Listing 1. Using HttpSession to store shopping cart information

HttpSession session = request.getSession(true);
ShoppingCart cart = (ShoppingCart)session.getAttribute("shoppingCart");
if (cart == null) {
    cart = new ShoppingCart(...);
    session.setAttribute("shoppingCart");
}        
doSomethingWith(cart);


The usage in Listing 1 is typical for servlets; the application looks to see if an object has already been placed in the session, and if not, it creates one that can be used by subsequent requests on that session. Web frameworks built atop servlets (such as JSP, JSF, SpringMVC, and so on) hide the details but essentially perform this same sort of operation on your behalf for data that is tagged as session-scoped. Unfortunately, the usage in Listing 1 is also likely to be incorrect.

 

Threading considerations

When an HTTP request arrives at the servlet container, HttpRequest and HttpResponse objects are created and passed to theservice() method of a servlet, in the context of a thread managed by the servlet container. The servlet is responsible for producing the response; the servlet maintains control of that thread until the response is complete, at which point the thread is returned to the pool of available worker threads. Servlet containers maintain no affinity between threads and sessions; the next request to come in on a given session will likely be serviced by a different thread than the current request. In fact, it is possible for multiple simultaneous requests to come in on the same session (which can happen in Web applications that use frames or AJAX techniques to fetch data from the server while the user is interacting with the page). In this case, there can be multiple simultaneous requests from the same user executing concurrently on different threads.
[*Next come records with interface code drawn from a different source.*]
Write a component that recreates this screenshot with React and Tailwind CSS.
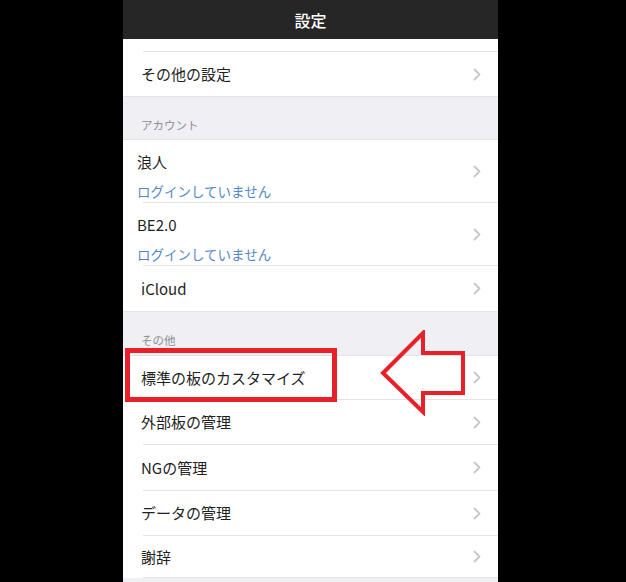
import React from "react";

const font = { fontFamily: '"Noto Sans CJK JP", "Noto Sans", sans-serif' };

function Chevron() {
  return (
    <svg width="8" height="13" viewBox="0 0 8 13" className="shrink-0">
      <polyline points="1.5,1.5 6.5,6.5 1.5,11.5" fill="none" stroke="#c7c7cc" strokeWidth="1.8" strokeLinecap="round" strokeLinejoin="round" />
    </svg>
  );
}

function Sep() {
  return <div className="ml-[20px] h-px bg-[#e3e3e6]" />;
}

function Row({ label, h = "h-[45px]", last }) {
  return (
    <>
      <div className={`${h} flex items-center pl-[18px] pr-[17px]`}>
        <span className="flex-1 text-[15px] leading-[18px] text-[#1f1f1f]">{label}</span>
        <Chevron />
      </div>
      {!last && <Sep />}
    </>
  );
}

function AccountRow({ name, h }) {
  return (
    <>
      <div className={`${h} flex items-center pl-[14px] pr-[17px]`}>
        <div className="flex-1 flex flex-col pt-[10px]">
          <span className="text-[15px] leading-[18px] text-[#1f1f1f]">{name}</span>
          <span className="mt-[12px] text-[13.5px] leading-[16px] text-[#5288c9]">ログインしていません</span>
        </div>
        <Chevron />
      </div>
      <Sep />
    </>
  );
}

function SectionHeader({ label, h, pb }) {
  return (
    <div className={`${h} ${pb} flex items-end pl-[18px] bg-[#efeff4] border-t border-b border-[#e3e3e6]`}>
      <span className="text-[11.5px] leading-[13px] text-[#8e8e93]">{label}</span>
    </div>
  );
}

export default function App() {
  return (
    <div className="w-[626px] h-[582px] bg-black flex pl-[123px] overflow-hidden relative" style={font}>
      <div className="w-[375px] h-[582px] bg-[#efeff4] flex flex-col">
        <div className="h-[39px] shrink-0 bg-[#262626] flex items-center justify-center">
          <span className="text-white text-[16px] font-medium leading-none">設定</span>
        </div>
        <div className="bg-white">
          <div className="h-[12px]" />
          <Sep />
          <Row label="その他の設定" h="h-[44px]" last />
        </div>
        <SectionHeader label="アカウント" h="h-[44px]" pb="pb-[7px]" />
        <div className="bg-white">
          <AccountRow name="浪人" h="h-[62px]" />
          <AccountRow name="BE2.0" h="h-[62px]" />
          <div className="h-[45px] flex items-center pl-[18px] pr-[17px]">
            <span className="flex-1 text-[15px] leading-[18px] text-[#1f1f1f]">iCloud</span>
            <Chevron />
          </div>
        </div>
        <SectionHeader label="その他" h="h-[45px]" pb="pb-[8px]" />
        <div className="bg-white">
          <Row label="標準の板のカスタマイズ" h="h-[43px]" />
          <Row label="外部板の管理" h="h-[44px]" />
          <Row label="NGの管理" h="h-[45px]" />
          <Row label="データの管理" h="h-[44px]" />
          <Row label="謝辞" h="h-[41px]" />
        </div>
      </div>

      <div className="absolute left-[125px] top-[348px] w-[212px] h-[54px] border-[5px] border-[#e8202a]" />
      <svg className="absolute left-[380px] top-[330px]" width="88" height="86" viewBox="380 330 88 86">
        <polygon
          points="383,373 423,333 423,353 463,353 463,393 423,393 423,412"
          fill="none"
          stroke="#e8202a"
          strokeWidth="4"
          strokeLinejoin="miter"
        />
      </svg>
    </div>
  );
}
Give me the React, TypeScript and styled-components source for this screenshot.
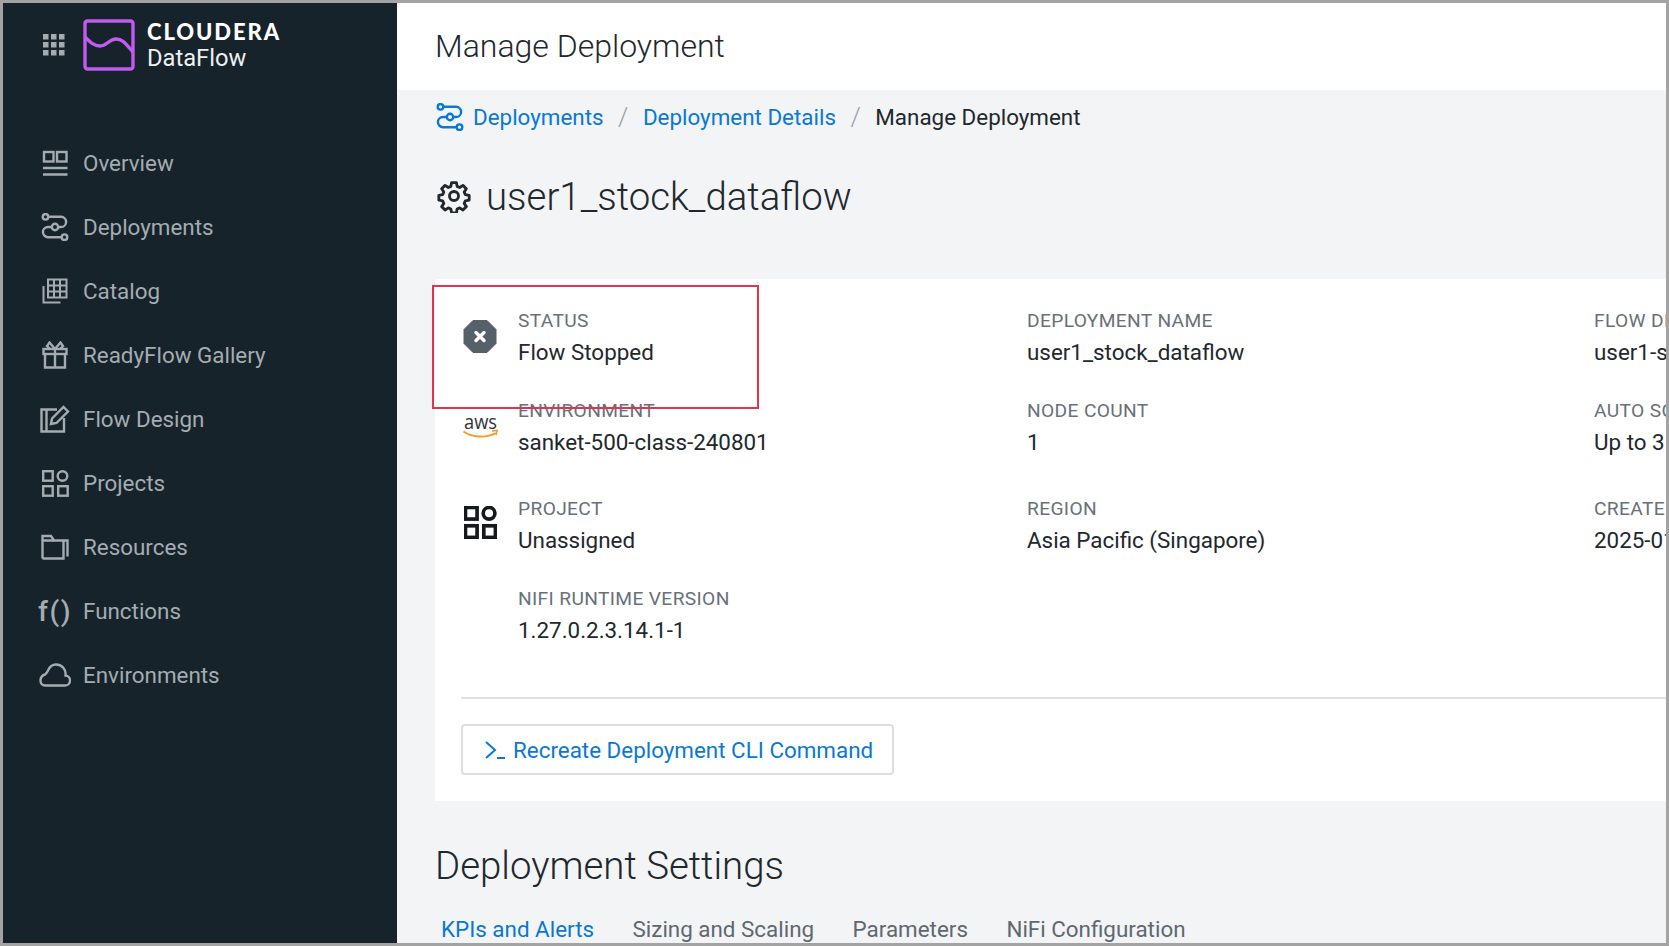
import { FC, ReactNode } from "react";
import styled, { createGlobalStyle } from "styled-components";

const GlobalStyle = createGlobalStyle`
  html, body {
    margin: 0;
    padding: 0;
    height: 100%;
    overflow: hidden;
    background: #fff;
    font-family: Roboto, "Liberation Sans", sans-serif;
  }
`;

const Frame = styled.div`
  position: relative;
  display: flex;
  box-sizing: border-box;
  width: 1669px;
  height: 946px;
  border: 3px solid #a3a3a3;
  overflow: hidden;
`;

const Sidebar = styled.nav`
  display: flex;
  flex-direction: column;
  flex: 0 0 394px;
  background: #16232b;
`;

const Brand = styled.div`
  display: flex;
  align-items: center;
  height: 84px;
  padding-left: 40px;
  gap: 18px;
`;

const BrandText = styled.div`
  display: flex;
  flex-direction: column;
  margin: 2px 0 0 -6px;
`;

const BrandName = styled.span`
  font-family: Lato, sans-serif;
  font-weight: 900;
  font-size: 22px;
  line-height: 24px;
  letter-spacing: 1.9px;
  color: #fff;
`;

const BrandProduct = styled.span`
  font-size: 23.7px;
  line-height: 28px;
  color: #eef0f1;
`;

const NavList = styled.div`
  display: flex;
  flex-direction: column;
  margin-top: 44px;
`;

const NavItem = styled.a`
  display: flex;
  align-items: center;
  height: 64px;
  padding-left: 34px;
  color: #a5acb1;
  font-size: 22.4px;
`;

const NavIcon = styled.span`
  display: flex;
  justify-content: center;
  align-items: center;
  width: 36px;
  height: 36px;
  margin-right: 10px;
  color: #a5acb1;
`;

const FnGlyph = styled.span`
  font-size: 28px;
  font-weight: 500;
  letter-spacing: 1.5px;
  white-space: nowrap;
`;

const Main = styled.main`
  display: flex;
  flex-direction: column;
  flex: 1;
  min-width: 0;
  background: #f3f4f6;
  overflow: hidden;
`;

const Header = styled.header`
  display: flex;
  align-items: center;
  flex: 0 0 87px;
  padding: 0 0 2px 38px;
  box-sizing: border-box;
  background: #fff;
`;

const PageTitle = styled.h1`
  margin: 0;
  font-weight: 300;
  font-size: 32px;
  color: #21282d;
`;

const Content = styled.div`
  display: flex;
  flex-direction: column;
  padding-left: 38px;
`;

const Breadcrumbs = styled.div`
  display: flex;
  align-items: center;
  height: 54px;
  padding-left: 1px;
  font-size: 22.4px;
`;

const Crumb = styled.a<{ $current?: boolean }>`
  color: ${(p) => (p.$current ? "#21282d" : "#0a78d6")};
  white-space: nowrap;
`;

const Slash = styled.span`
  margin: 0 14.5px;
  color: #9aa1a6;
  font-size: 26px;
  font-weight: 300;
`;

const CrumbIcon = styled.span`
  display: flex;
  margin-right: 9px;
  color: #0a78d6;
`;

const DeploymentTitle = styled.div`
  display: flex;
  align-items: center;
  height: 50px;
  margin-top: 27px;
  padding-left: 2px;
  gap: 15px;
  color: #21282d;
`;

const DeploymentName = styled.h2`
  margin: 0;
  font-weight: 300;
  font-size: 38.4px;
  white-space: nowrap;
`;

const Card = styled.section`
  display: flex;
  flex-direction: column;
  width: 1400px;
  height: 522px;
  margin-top: 58px;
  padding: 30px 0 0 26px;
  box-sizing: border-box;
  background: #fff;
  border-radius: 4px 0 0 0;
`;

const FieldGrid = styled.div`
  display: grid;
  grid-template-columns: 564px 567px 1fr;
  grid-template-rows: 90px 98px 90px 90px;
  padding-left: 2px;
`;

const Field = styled.div`
  display: flex;
  min-width: 0;
`;

const FieldIcon = styled.div`
  display: flex;
  justify-content: center;
  flex: 0 0 34px;
  margin-right: 21px;
  height: 34px;
  margin-top: 9px;
  color: #16191c;
`;

const FieldBody = styled.div<{ $indent?: boolean }>`
  display: flex;
  flex-direction: column;
  margin-left: ${(p) => (p.$indent ? "55px" : "0")};
  white-space: nowrap;
`;

const FieldLabel = styled.span`
  height: 24px;
  line-height: 24px;
  font-size: 19.2px;
  letter-spacing: 0.35px;
  text-transform: uppercase;
  color: #67717a;
`;

const FieldValue = styled.span`
  margin-top: 5px;
  height: 28px;
  line-height: 28px;
  font-size: 22.4px;
  color: #21282d;
`;

const Divider = styled.hr`
  width: 100%;
  height: 2px;
  margin: 20px 0 25px;
  border: 0;
  background: #dfe1e3;
`;

const CommandButton = styled.button`
  display: flex;
  align-items: center;
  align-self: flex-start;
  width: 433px;
  height: 51px;
  padding: 0 0 0 21px;
  gap: 7px;
  background: #fff;
  border: 2px solid #dcdee0;
  border-radius: 4px;
  color: #0a78d6;
  font-family: inherit;
  font-size: 22.4px;
  white-space: nowrap;
`;

const SectionTitle = styled.h2`
  margin: 40px 0 0;
  height: 50px;
  line-height: 50px;
  font-weight: 300;
  font-size: 38.4px;
  color: #21282d;
`;

const Tabs = styled.div`
  display: flex;
  margin-top: 24px;
  padding-left: 6px;
  gap: 38.5px;
`;

const Tab = styled.a<{ $active?: boolean }>`
  font-size: 22.4px;
  line-height: 28px;
  color: ${(p) => (p.$active ? "#0a78d6" : "#5e686f")};
  white-space: nowrap;
`;

const Highlight = styled.div`
  position: absolute;
  left: 429px;
  top: 282px;
  width: 327px;
  height: 124px;
  box-sizing: border-box;
  border: 2.5px solid #e2344e;
  pointer-events: none;
`;

const line = {
  fill: "none",
  stroke: "currentColor",
  strokeWidth: 2.4,
} as const;

const OverviewIcon = () => (
  <svg width="26" height="26" viewBox="0 0 26 26" {...line}>
    <rect x="2" y="2" width="9.500" height="9.500" />
    <rect x="15" y="2" width="9.500" height="9.500" />
    <path d="M1 18h24.500M1 24.500h24.500" />
  </svg>
);

const FlowIcon: FC = () => (
  <svg width="28" height="28" viewBox="0 0 28 28" {...line}>
    <circle cx="4.500" cy="3.800" r="2.800" />
    <circle cx="14" cy="14" r="3.200" />
    <circle cx="23.500" cy="24.200" r="2.800" />
    <path d="M7.300 3.800H20a5 5 0 0 1 0 10.200h-2.800M10.800 14H7a5 5 0 0 0 0 10.200h13.700" />
  </svg>
);

const CatalogIcon = () => (
  <svg width="26" height="26" viewBox="0 0 26 26" {...line} strokeWidth={2}>
    <rect x="6" y="1.500" width="18.500" height="18" />
    <path d="M12 1.500v18M18 1.500v18M6 7.500h18.500M6 13.500h18.500M1.500 8v16.500h17" />
  </svg>
);

const GiftIcon = () => (
  <svg width="26" height="28" viewBox="0 0 26 28" {...line}>
    <rect x="1.500" y="8" width="23" height="5" />
    <path d="M3 13v13.500h20V13M13 8v18.500M13 8 7.500 1.500 5 5l3 3M13 8l5.500-6.500L21 5l-3 3" />
  </svg>
);

const DesignIcon = () => (
  <svg width="30" height="28" viewBox="0 0 30 28" {...line}>
    <path d="M17 4.500H1.500V26.500H24V13M6.500 4.500V26.500" />
    <path d="M11 19l1-5.500L23.500 2l4.500 4.500L16.500 18z" />
  </svg>
);

const ProjectsIcon: FC<{ size?: number; weight?: number }> = ({ size = 27, weight = 2.4 }) => (
  <svg width={size} height={size} viewBox="0 0 27 27" {...line} strokeWidth={weight}>
    <rect x="1.200" y="1.200" width="9.500" height="9.500" />
    <circle cx="20.500" cy="6" r="4.800" />
    <rect x="1.200" y="16.200" width="9.500" height="9.500" />
    <rect x="16.200" y="16.200" width="9.500" height="9.500" />
  </svg>
);

const FolderIcon = () => (
  <svg width="28" height="26" viewBox="0 0 28 26" {...line}>
    <path d="M1.500 24.500V2h8.500l3 4.500h13.500v16" />
    <path d="M1.500 6.500h11.500M1.500 24.500h21V7" />
  </svg>
);

const CloudIcon = () => (
  <svg width="32" height="24" viewBox="0 0 32 24" {...line}>
    <path d="M6.500 22.500h19a5 5 0 0 0 1-10A9.500 9.500 0 0 0 17 1.500c-4 0-6.500 2.500-8 6-1 2-1.500 3-3 4-3 1-4.500 3-4.500 6 0 3 2 5 4.500 5z" />
  </svg>
);

const GridIcon = () => (
  <svg width="22" height="22" viewBox="0 0 22 22" fill="#a5acb1">
    {[0, 8, 16].map((y) =>
      [0, 8, 16].map((x) => <rect key={`${x}-${y}`} x={x} y={y} width="5.500" height="5.500" />)
    )}
  </svg>
);

const Logo = () => (
  <svg width="52" height="52" viewBox="0 0 52 52" fill="none" stroke="#c05cf0" strokeWidth="3.400">
    <rect x="2" y="2" width="48" height="48" rx="2.500" />
    <path d="M2 18c5 5 9 9 15 9 7 0 9-7 16-7 7 0 10 5 17 13" />
  </svg>
);

const GearIcon = () => (
  <svg width="34" height="34" viewBox="0 0 24 24" fill="none" stroke="currentColor" strokeWidth="2" strokeLinejoin="round">
    <circle cx="12" cy="12" r="3.200" />
    <path d="M10.300 2.500h3.400l.5 2.700 1.800.8 2.300-1.500 2.400 2.400-1.500 2.300.8 1.800 2.700.5v3.400l-2.700.5-.8 1.800 1.500 2.300-2.400 2.400-2.300-1.500-1.800.8-.5 2.700h-3.400l-.5-2.700-1.800-.8-2.300 1.500-2.400-2.400 1.500-2.300-.8-1.800-2.700-.5v-3.400l2.700-.5.8-1.800-1.500-2.300 2.400-2.400 2.300 1.500 1.800-.8z" />
  </svg>
);

const StoppedIcon = () => (
  <svg width="34" height="34" viewBox="0 -1.500 34 34" overflow="visible">
    <path d="M10 1h14l9 9v14l-9 9H10l-9-9V10z" fill="#566069" stroke="#566069" strokeLinejoin="round" />
    <path d="M13 13l8 8M21 13l-8 8" stroke="#fff" strokeWidth="3.400" strokeLinecap="round" />
  </svg>
);

const AwsText = styled.text`
  font-family: "Open Sans", sans-serif;
  font-size: 20px;
  font-weight: 500;
  fill: #2b3338;
`;

const AwsIcon = () => (
  <svg width="34" height="34" viewBox="0 0 34 34" overflow="visible">
    <AwsText x="1" y="20.500" textLength="33" lengthAdjust="spacingAndGlyphs">aws</AwsText>
    <path d="M0.500 23.500c9 6 23 7 32 1.500" fill="none" stroke="#f5991f" strokeWidth="2" />
    <path d="M29 23l5-.5-1 4.500" fill="none" stroke="#f5991f" strokeWidth="1.600" />
  </svg>
);

const TerminalIcon = () => (
  <svg width="22" height="20" viewBox="0 0 22 20" fill="none" stroke="currentColor" strokeWidth="2">
    <path d="M2 2l9 8-9 8M13 18h8" />
  </svg>
);

const navItems: { label: string; icon: ReactNode }[] = [
  { label: "Overview", icon: <OverviewIcon /> },
  { label: "Deployments", icon: <FlowIcon /> },
  { label: "Catalog", icon: <CatalogIcon /> },
  { label: "ReadyFlow Gallery", icon: <GiftIcon /> },
  { label: "Flow Design", icon: <DesignIcon /> },
  { label: "Projects", icon: <ProjectsIcon /> },
  { label: "Resources", icon: <FolderIcon /> },
  { label: "Functions", icon: <FnGlyph>f()</FnGlyph> },
  { label: "Environments", icon: <CloudIcon /> },
];

const fields: { label: string; value: string; icon?: ReactNode; indent?: boolean }[] = [
  { label: "Status", value: "Flow Stopped", icon: <StoppedIcon /> },
  { label: "Deployment Name", value: "user1_stock_dataflow" },
  { label: "Flow Definition", value: "user1-stock_dataflow" },
  { label: "Environment", value: "sanket-500-class-240801", icon: <AwsIcon /> },
  { label: "Node Count", value: "1" },
  { label: "Auto Scaling", value: "Up to 3 nodes" },
  { label: "Project", value: "Unassigned", icon: <ProjectsIcon size={33} weight={3} /> },
  { label: "Region", value: "Asia Pacific (Singapore)" },
  { label: "Created", value: "2025-01-15" },
  { label: "NiFi Runtime Version", value: "1.27.0.2.3.14.1-1", indent: true },
];

export default function App() {
  return (
    <>
      <GlobalStyle />
      <Frame>
        <Sidebar>
          <Brand>
            <GridIcon />
            <Logo />
            <BrandText>
              <BrandName>CLOUDERA</BrandName>
              <BrandProduct>DataFlow</BrandProduct>
            </BrandText>
          </Brand>
          <NavList>
            {navItems.map((item) => (
              <NavItem key={item.label}>
                <NavIcon>{item.icon}</NavIcon>
                {item.label}
              </NavItem>
            ))}
          </NavList>
        </Sidebar>
        <Main>
          <Header>
            <PageTitle>Manage Deployment</PageTitle>
          </Header>
          <Content>
            <Breadcrumbs>
              <CrumbIcon>
                <FlowIcon />
              </CrumbIcon>
              <Crumb>Deployments</Crumb>
              <Slash>/</Slash>
              <Crumb>Deployment Details</Crumb>
              <Slash>/</Slash>
              <Crumb $current>Manage Deployment</Crumb>
            </Breadcrumbs>
            <DeploymentTitle>
              <GearIcon />
              <DeploymentName>user1_stock_dataflow</DeploymentName>
            </DeploymentTitle>
            <Card>
              <FieldGrid>
                {fields.map((field) => (
                  <Field key={field.label}>
                    {field.icon && <FieldIcon>{field.icon}</FieldIcon>}
                    <FieldBody $indent={field.indent}>
                      <FieldLabel>{field.label}</FieldLabel>
                      <FieldValue>{field.value}</FieldValue>
                    </FieldBody>
                  </Field>
                ))}
              </FieldGrid>
              <Divider />
              <CommandButton>
                <TerminalIcon />
                Recreate Deployment CLI Command
              </CommandButton>
            </Card>
            <SectionTitle>Deployment Settings</SectionTitle>
            <Tabs>
              <Tab $active>KPIs and Alerts</Tab>
              <Tab>Sizing and Scaling</Tab>
              <Tab>Parameters</Tab>
              <Tab>NiFi Configuration</Tab>
            </Tabs>
          </Content>
        </Main>
        <Highlight />
      </Frame>
    </>
  );
}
Most of the time, threading considerations like these are irrelevant to the Web application developer. The stateless nature of HTTP encourages that the response be a function only of data stored in the request (which is not shared with other concurrent requests) and data stored in repositories (such as databases) that already manage concurrency control. However, once a Web application stores data in a shared container like HttpSession or ServletContext, we've turned our Web application into a concurrent one, and we now have to think about thread-safety within the application.

 

While thread-safety is a term we typically use to describe code, in actuality it is about data. Specifically, thread safety is about properly coordinating access to mutable data that is accessed by multiple threads. Servlet applications are frequently thread-safe by virtue of the fact that they do not share any mutable data and therefore require no additional synchronization. But there are lots of ways that shared state can be introduced into Web applications — not only scoped containers like HttpSession andServletContext, but also static fields and instance fields of HttpServlet objects. Once a Web application wants to share data across requests, the application developer must pay attention to where that shared data is and ensure that there is sufficient coordination (synchronization) between threads when accessing the shared data to avoid threading hazards.

 

Threading risks for Web applications

When a Web application stores mutable session data such as a shopping cart in an HttpSession, it becomes possible that two requests may try to access the shopping cart at the same time. Several failure modes are possible, including:

  • An atomicity failure, where one thread is updating multiple data items and another thread reads the data while they are in an inconsistent state

  • visibility failure between a reading thread and a writing thread, where one thread modifies the cart but the other sees a stale or inconsistent state for the cart's contents

Atomicity failures

Listing 2 shows a (broken) implementation of methods for setting and retrieving the high scores in a gaming application. It uses aPlayerScore object to represent the high score, which is an ordinary JavaBean class with the properties name and score, stored in the application-scoped ServletContext. (It is assumed that, at application startup, the initial high score is installed as the highScore attribute in the ServletContext, so the getAttribute() calls will not fail.)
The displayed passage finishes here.